**TASK BRIEF**
Starting from the line that contains "Reproduce this screenshot with React", copy every line exactly until the line that contains "import React from 'react';", which is also included.

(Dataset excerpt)
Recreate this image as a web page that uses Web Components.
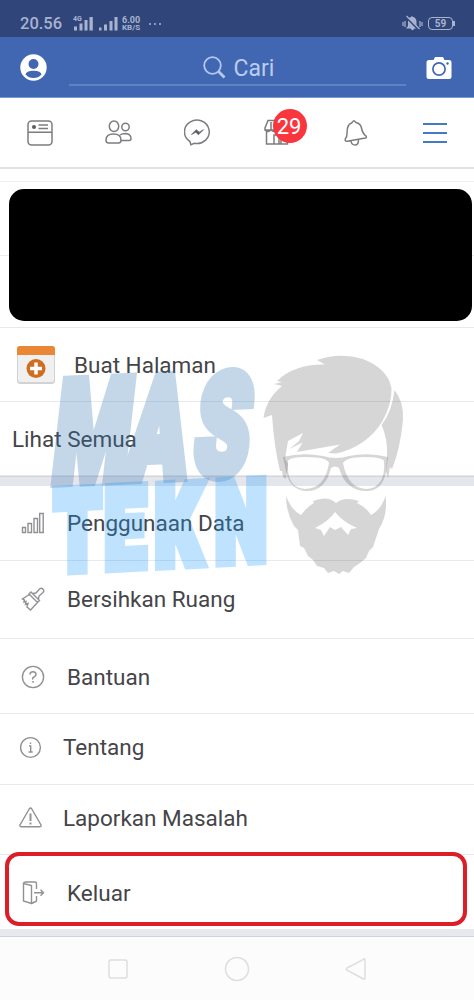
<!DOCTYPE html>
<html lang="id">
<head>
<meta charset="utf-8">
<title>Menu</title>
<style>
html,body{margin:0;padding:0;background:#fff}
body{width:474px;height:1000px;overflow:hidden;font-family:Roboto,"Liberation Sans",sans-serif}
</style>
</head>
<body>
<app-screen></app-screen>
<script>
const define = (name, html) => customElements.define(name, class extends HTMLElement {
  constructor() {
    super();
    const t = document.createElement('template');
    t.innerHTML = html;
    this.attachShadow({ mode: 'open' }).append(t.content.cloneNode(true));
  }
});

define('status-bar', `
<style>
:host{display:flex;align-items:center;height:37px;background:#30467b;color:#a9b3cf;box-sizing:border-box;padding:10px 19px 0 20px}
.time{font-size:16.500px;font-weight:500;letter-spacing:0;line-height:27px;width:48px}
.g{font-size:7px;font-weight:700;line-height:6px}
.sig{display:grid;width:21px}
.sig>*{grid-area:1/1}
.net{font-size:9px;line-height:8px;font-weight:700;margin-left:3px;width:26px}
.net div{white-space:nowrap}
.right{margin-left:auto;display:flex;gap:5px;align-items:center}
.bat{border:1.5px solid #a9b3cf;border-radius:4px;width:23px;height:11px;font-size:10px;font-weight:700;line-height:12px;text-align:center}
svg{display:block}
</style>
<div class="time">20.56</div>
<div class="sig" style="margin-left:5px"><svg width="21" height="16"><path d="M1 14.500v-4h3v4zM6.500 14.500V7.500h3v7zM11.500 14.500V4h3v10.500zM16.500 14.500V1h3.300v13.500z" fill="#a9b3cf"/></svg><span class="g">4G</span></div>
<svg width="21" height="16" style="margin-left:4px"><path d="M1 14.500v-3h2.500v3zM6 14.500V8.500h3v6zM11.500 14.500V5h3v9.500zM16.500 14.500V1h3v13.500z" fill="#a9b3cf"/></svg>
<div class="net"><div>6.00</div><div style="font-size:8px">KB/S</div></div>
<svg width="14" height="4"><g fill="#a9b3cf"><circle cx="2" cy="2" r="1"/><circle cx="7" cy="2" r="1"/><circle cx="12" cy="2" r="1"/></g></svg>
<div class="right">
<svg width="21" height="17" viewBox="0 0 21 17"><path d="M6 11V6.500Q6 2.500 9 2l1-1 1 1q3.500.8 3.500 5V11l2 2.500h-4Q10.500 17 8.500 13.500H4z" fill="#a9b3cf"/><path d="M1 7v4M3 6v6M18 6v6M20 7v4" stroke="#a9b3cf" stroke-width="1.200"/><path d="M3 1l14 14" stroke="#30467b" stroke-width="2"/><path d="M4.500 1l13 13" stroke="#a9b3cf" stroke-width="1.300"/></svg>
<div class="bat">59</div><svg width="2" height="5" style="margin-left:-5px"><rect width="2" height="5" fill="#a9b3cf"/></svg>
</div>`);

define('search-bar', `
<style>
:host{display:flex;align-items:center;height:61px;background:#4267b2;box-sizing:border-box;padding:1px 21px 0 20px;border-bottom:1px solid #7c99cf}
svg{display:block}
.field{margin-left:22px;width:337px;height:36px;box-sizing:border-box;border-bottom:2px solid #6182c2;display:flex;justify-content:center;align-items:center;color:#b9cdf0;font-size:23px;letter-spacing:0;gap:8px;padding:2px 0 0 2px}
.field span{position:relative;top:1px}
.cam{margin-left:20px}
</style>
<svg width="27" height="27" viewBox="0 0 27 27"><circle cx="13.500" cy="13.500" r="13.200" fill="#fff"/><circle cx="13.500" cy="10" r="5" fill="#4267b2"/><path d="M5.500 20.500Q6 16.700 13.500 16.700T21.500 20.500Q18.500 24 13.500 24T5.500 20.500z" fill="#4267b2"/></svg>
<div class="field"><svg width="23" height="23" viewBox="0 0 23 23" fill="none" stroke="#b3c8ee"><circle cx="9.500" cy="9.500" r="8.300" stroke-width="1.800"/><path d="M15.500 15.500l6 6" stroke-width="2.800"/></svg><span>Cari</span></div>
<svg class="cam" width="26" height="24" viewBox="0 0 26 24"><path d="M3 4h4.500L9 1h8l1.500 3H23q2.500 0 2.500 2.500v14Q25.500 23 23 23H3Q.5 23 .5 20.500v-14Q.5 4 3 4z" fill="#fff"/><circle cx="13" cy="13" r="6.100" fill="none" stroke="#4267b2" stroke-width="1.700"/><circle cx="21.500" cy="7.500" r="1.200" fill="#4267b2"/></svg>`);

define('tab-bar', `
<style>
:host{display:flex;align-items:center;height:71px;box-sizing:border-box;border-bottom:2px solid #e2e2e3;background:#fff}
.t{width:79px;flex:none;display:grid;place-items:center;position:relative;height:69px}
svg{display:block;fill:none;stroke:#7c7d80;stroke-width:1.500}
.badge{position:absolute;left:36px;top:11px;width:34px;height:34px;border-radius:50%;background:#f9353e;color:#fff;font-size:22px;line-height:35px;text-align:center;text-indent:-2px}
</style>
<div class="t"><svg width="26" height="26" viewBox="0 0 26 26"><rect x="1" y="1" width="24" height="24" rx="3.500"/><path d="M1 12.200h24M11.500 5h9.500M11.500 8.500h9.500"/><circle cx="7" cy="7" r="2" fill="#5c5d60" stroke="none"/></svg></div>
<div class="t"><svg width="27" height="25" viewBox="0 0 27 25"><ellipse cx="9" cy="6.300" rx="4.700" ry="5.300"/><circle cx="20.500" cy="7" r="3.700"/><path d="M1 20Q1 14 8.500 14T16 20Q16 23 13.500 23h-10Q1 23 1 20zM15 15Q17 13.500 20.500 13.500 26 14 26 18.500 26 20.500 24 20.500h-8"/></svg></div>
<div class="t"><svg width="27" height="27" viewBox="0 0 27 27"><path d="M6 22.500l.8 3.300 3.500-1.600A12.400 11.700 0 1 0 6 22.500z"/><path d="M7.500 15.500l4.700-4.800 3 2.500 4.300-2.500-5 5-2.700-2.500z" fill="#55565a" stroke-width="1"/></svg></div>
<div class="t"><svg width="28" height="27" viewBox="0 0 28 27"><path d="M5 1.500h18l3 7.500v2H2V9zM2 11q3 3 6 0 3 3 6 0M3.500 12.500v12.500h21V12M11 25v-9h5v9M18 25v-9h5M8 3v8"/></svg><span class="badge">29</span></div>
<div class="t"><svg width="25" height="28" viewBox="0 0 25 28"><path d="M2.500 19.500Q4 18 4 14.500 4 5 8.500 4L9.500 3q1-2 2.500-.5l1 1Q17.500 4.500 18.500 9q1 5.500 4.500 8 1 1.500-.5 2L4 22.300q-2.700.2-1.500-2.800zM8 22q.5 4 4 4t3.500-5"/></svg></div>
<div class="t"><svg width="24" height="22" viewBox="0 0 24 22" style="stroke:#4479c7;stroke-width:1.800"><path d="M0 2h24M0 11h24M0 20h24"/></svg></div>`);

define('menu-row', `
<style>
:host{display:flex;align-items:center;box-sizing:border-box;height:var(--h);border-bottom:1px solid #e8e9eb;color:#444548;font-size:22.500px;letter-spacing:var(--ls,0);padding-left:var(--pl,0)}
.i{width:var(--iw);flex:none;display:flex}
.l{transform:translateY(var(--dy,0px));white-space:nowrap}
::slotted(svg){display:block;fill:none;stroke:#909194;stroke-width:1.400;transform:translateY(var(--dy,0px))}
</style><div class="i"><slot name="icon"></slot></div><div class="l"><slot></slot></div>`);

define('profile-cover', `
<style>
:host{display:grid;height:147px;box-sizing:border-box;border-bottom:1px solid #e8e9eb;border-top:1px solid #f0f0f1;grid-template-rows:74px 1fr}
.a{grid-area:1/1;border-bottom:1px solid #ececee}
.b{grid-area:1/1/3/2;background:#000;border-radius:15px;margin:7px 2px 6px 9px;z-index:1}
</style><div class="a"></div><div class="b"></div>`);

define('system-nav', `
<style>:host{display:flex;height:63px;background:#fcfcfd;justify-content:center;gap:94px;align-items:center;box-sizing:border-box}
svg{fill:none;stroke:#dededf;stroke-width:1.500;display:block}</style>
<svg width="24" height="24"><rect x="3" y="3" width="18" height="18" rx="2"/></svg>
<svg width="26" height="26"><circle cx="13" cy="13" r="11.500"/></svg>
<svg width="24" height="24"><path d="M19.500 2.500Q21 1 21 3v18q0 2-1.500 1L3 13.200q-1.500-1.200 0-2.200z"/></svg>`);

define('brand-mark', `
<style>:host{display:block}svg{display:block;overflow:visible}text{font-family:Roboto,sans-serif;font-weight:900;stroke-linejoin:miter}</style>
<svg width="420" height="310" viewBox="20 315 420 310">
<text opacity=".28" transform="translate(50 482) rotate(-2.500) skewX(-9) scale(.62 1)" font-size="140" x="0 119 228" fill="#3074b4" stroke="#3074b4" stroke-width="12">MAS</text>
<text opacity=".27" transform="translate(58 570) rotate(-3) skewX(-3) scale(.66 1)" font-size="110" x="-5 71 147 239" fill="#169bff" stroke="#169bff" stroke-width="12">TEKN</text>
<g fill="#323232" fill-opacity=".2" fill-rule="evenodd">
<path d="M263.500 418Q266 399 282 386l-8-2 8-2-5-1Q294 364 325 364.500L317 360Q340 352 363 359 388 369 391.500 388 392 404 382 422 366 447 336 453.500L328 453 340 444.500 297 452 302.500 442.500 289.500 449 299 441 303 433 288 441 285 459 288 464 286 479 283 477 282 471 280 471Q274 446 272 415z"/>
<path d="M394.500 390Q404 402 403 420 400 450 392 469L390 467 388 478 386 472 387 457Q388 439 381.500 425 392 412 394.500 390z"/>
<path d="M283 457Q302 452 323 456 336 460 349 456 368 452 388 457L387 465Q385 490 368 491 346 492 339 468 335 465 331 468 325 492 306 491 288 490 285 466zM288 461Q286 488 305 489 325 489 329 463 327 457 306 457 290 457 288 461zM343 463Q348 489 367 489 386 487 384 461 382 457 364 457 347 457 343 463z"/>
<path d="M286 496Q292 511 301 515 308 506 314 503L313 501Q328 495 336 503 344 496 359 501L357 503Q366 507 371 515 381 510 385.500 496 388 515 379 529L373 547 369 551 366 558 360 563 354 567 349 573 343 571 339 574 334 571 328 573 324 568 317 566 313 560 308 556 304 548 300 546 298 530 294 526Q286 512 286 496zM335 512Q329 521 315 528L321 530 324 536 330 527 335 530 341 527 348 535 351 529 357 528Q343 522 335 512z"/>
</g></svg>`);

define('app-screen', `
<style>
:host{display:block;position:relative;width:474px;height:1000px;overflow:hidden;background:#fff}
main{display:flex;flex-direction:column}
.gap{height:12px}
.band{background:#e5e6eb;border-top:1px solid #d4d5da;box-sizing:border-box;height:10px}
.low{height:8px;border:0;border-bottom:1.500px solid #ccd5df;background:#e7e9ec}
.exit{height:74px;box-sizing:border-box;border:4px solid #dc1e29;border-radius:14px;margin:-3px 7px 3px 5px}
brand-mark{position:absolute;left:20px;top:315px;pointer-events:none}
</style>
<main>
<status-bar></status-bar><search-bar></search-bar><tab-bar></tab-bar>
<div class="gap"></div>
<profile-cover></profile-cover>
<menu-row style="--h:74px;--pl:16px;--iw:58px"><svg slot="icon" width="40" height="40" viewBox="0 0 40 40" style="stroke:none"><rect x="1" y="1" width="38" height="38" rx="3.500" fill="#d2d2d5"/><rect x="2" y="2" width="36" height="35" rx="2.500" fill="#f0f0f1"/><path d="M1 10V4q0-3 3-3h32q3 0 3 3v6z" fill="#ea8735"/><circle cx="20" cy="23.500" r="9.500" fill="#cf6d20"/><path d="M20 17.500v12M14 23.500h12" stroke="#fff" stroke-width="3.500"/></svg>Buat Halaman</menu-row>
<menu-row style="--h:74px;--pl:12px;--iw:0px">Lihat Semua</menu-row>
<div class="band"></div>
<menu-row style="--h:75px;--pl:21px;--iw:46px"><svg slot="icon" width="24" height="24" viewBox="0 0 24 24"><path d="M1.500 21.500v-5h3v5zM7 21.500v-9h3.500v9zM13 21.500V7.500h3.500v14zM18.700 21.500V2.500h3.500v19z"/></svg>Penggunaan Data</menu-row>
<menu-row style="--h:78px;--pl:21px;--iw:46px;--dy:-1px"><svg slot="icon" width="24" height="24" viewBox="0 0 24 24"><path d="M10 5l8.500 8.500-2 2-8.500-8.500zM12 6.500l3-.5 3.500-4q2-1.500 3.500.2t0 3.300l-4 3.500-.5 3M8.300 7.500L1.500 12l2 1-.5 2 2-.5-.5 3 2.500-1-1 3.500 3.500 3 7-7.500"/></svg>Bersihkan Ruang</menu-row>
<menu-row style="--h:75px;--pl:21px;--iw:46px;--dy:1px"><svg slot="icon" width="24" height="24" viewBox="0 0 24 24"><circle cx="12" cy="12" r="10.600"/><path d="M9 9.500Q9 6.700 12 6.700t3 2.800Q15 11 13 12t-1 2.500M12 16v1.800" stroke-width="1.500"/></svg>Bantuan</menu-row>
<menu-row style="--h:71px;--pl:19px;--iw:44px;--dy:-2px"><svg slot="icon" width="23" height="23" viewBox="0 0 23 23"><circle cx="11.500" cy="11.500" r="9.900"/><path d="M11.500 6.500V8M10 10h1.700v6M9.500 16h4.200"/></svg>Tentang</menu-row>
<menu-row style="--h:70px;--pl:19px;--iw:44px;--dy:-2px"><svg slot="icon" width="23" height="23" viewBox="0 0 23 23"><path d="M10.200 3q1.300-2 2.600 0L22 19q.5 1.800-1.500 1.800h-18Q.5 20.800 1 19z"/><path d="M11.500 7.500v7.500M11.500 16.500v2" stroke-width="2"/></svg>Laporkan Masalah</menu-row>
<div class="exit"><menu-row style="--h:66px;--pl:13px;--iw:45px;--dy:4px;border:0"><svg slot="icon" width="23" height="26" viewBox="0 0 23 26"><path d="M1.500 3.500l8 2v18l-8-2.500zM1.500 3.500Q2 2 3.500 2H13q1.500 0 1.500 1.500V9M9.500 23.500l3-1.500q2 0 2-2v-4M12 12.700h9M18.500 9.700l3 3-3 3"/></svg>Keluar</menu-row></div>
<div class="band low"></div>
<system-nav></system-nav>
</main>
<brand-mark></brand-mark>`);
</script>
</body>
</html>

--

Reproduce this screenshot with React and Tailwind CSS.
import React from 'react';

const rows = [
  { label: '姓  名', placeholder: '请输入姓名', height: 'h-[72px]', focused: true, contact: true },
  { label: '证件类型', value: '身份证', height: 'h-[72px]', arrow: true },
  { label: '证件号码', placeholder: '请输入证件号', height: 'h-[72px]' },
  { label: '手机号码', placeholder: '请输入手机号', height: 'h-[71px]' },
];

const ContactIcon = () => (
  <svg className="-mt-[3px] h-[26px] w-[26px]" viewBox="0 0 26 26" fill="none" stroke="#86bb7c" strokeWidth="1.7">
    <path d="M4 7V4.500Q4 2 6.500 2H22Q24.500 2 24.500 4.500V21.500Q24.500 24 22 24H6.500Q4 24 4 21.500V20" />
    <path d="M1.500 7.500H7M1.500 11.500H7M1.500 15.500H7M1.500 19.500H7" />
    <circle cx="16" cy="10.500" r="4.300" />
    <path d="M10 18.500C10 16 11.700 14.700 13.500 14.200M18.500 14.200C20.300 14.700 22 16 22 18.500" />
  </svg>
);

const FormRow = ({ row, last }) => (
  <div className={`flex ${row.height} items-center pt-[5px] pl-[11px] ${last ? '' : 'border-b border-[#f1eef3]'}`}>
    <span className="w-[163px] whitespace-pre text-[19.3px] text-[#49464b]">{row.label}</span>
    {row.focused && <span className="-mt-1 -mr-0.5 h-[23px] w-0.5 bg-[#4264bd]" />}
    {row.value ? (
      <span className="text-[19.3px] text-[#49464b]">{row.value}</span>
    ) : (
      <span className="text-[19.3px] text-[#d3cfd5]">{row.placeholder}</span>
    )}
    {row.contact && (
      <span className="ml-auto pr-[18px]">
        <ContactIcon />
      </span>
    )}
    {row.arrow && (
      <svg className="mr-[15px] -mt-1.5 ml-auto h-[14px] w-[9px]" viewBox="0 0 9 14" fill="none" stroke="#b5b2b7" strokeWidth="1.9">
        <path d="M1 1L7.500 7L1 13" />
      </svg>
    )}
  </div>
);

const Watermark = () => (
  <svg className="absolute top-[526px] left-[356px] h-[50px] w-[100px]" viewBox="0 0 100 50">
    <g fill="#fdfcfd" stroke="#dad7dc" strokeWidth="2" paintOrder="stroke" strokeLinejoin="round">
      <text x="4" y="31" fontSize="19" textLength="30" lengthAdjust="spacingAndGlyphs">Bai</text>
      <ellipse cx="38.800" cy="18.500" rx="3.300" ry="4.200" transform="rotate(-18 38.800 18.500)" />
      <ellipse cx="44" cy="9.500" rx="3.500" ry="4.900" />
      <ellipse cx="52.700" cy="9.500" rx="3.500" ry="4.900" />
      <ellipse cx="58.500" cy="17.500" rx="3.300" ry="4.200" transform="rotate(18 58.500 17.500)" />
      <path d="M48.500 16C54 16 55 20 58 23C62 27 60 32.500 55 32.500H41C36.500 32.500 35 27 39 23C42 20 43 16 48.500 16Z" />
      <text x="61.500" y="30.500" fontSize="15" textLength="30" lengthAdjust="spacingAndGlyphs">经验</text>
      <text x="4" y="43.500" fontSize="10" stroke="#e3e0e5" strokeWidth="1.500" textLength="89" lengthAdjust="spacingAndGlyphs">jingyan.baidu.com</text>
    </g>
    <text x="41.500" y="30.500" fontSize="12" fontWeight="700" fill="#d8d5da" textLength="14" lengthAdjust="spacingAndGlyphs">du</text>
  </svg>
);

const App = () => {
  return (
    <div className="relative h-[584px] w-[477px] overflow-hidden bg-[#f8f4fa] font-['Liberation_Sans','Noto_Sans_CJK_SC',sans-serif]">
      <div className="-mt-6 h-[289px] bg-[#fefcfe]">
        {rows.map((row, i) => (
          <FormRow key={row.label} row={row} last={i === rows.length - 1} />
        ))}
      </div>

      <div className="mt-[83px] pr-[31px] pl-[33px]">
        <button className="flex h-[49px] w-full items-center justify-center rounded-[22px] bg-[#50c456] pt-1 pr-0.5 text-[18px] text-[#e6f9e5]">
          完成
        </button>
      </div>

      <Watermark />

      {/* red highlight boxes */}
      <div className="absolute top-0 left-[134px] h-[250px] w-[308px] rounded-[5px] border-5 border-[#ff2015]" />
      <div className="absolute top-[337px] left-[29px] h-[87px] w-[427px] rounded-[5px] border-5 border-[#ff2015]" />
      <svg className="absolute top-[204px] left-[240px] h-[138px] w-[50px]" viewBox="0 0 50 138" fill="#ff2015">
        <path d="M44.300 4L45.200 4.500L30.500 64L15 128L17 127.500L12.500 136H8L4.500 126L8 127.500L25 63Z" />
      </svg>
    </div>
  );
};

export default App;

==

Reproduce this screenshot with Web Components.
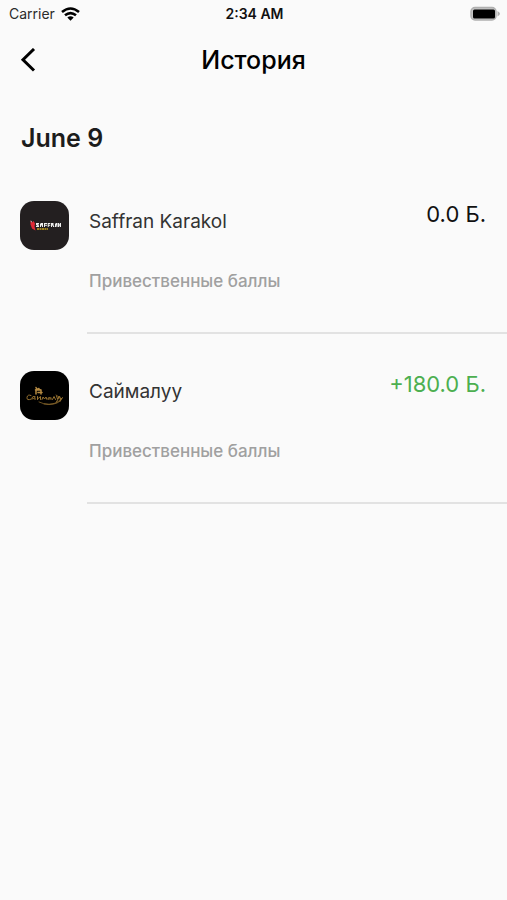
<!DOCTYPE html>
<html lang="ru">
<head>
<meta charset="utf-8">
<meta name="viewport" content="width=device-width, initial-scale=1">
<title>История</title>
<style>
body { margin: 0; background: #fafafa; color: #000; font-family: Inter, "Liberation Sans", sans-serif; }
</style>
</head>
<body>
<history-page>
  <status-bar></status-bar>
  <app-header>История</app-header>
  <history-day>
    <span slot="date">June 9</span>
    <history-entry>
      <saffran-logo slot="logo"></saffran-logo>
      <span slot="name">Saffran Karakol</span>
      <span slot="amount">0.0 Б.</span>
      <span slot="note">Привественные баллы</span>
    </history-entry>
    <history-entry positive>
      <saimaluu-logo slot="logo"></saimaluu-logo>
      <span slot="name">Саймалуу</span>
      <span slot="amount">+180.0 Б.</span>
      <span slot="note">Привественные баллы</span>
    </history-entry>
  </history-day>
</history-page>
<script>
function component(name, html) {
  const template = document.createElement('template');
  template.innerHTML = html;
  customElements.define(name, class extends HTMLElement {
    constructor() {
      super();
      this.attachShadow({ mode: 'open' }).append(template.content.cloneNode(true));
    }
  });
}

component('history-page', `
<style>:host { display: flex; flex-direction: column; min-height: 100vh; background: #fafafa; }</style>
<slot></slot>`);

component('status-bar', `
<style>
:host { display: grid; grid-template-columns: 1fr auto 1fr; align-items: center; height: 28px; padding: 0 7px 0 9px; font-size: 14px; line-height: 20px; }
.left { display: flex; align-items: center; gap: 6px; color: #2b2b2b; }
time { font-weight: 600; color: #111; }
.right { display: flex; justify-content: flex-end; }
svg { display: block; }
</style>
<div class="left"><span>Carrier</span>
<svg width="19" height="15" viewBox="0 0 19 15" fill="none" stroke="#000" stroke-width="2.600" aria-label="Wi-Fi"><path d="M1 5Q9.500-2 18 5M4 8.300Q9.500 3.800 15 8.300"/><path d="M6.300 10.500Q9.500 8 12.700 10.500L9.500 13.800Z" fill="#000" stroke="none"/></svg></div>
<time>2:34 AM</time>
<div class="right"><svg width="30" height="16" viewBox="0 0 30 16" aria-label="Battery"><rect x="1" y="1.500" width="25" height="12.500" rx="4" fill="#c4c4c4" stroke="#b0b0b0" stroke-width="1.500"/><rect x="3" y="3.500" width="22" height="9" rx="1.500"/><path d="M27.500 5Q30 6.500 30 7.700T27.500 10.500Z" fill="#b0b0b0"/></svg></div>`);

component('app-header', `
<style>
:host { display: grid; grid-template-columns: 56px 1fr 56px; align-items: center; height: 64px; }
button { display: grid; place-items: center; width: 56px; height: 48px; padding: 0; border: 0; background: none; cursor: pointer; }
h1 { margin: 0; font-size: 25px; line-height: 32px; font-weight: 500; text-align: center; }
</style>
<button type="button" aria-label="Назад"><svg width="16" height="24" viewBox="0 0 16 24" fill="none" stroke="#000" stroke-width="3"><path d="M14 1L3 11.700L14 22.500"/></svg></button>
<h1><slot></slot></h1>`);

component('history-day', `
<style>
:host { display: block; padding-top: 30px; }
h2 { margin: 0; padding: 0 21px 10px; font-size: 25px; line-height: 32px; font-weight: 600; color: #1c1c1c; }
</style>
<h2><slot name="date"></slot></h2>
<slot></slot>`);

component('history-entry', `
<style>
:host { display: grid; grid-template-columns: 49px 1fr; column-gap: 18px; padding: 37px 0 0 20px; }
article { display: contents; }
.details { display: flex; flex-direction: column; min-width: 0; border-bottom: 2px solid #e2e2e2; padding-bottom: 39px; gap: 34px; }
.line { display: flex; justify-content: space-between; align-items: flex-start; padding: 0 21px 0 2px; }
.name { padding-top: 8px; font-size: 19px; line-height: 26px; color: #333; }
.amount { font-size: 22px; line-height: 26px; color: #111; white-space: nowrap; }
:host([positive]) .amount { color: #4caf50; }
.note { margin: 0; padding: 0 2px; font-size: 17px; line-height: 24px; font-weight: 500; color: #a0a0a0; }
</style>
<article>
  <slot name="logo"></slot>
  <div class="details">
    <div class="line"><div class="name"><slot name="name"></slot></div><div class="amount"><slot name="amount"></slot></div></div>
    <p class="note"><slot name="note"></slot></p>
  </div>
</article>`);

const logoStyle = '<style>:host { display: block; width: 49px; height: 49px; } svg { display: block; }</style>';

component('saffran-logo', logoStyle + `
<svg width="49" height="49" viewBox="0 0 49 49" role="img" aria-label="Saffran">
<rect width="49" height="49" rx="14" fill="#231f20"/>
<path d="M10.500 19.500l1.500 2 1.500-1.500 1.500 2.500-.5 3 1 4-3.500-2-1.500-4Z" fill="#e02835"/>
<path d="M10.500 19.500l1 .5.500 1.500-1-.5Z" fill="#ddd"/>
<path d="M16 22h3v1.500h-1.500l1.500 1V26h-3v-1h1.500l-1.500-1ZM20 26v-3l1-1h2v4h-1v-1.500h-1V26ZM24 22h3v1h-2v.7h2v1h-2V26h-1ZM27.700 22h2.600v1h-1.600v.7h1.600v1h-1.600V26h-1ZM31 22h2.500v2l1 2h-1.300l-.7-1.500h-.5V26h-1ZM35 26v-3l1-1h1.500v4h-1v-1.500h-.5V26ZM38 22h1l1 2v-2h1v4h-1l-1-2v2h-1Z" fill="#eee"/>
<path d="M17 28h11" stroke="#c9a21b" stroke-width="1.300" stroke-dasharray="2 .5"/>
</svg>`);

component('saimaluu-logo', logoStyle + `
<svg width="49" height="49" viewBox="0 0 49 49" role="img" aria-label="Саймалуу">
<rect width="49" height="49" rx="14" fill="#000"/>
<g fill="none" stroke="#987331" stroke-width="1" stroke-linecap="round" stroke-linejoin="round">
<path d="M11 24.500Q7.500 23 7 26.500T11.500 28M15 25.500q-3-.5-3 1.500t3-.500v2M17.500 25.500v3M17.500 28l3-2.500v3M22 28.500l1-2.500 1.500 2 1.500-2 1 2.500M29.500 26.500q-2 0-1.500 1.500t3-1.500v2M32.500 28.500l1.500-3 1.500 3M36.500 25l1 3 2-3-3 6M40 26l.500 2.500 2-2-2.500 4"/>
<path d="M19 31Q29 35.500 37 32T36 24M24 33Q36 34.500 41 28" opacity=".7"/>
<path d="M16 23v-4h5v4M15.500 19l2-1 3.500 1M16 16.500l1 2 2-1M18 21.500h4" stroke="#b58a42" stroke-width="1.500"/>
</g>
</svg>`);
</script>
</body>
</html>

**RESULT**
Reproduce this screenshot with React and Tailwind CSS.
import React from 'react';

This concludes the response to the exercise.